I also found that some days I was insulted no one was asking, as if it had never happened, or did not matter.... and others I was insulted because they were asking and reminding me too much. Healing and grieving is such a long journey. And a tough one.

Sorry the wound was opened up a little bit today...

Raquel said...

You never do get over it. Mine happened over 20 years ago. You just don't. I am sorry that someone was unwitting enough to hurt you today. Sounds like your decorations are beautiful. Much love, Raquel XO

Tiffany said...

I am so sorry that someone opened this hurt for you all over again, intentional or not. Bless your heart, I wish I could just give you a great big hug.

Susan said...

Dear one.

She didn't know any better. I'm sure, as stated above, that she really meant to ask how you are doing. I remember in April when our sweet friend's son died, and I gave my friend a big hug, cried tears with her and said, "are you doing alright?" What I really meant and meant to actually say, was..."are you doing alright with food, keeping up with the house, hauling the other children around, etc." I felt like such an idiot! Of course she was not alright! When I think of you, I remember your loss and lift you and your sweet family up in prayer.

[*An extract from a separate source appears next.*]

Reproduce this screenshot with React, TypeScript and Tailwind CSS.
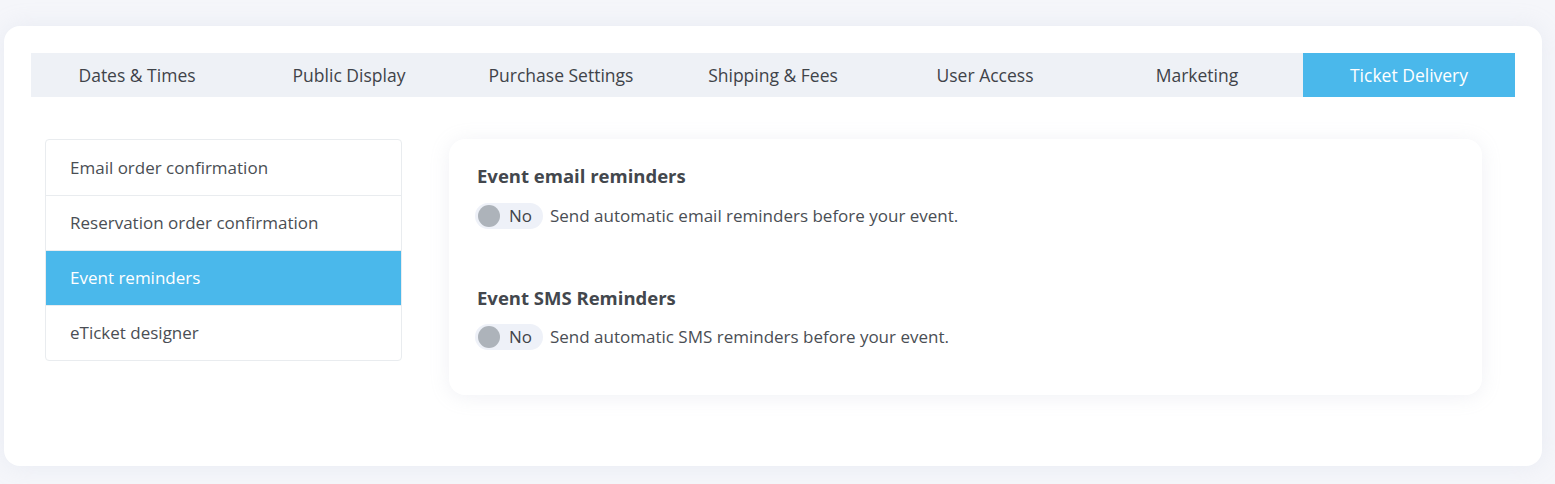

I love Fall. Fall makes living through the allergies of Spring, the cold and wind of Winter and the heat and humidity of summer worth it!

Hugs...

Susan

Farmgirl said...

Dear Kimberly, Sorry about your neighbor, those things do take time and are actually never over, there will always be a gap, but God does bring healing. Sorry about the potty training...one of my daughters was impossible, I stopped and one day all by herself she just did it!! From that day on she was potty trained! Love your berries and ribbon!! Thanks for all your wonderful comments, take care and God Bless!

BaileyZimmerman said...

Kim,
What a wonderful time of year!!
I always feel such a jolt of creativity in the Autumn!
It is such a time of renewal and intrigue.

It's chilly here today....brrrr...I Love it!!

I'm glad you were honest with the neighbor...I'm sure that may have made her think about what she had asked.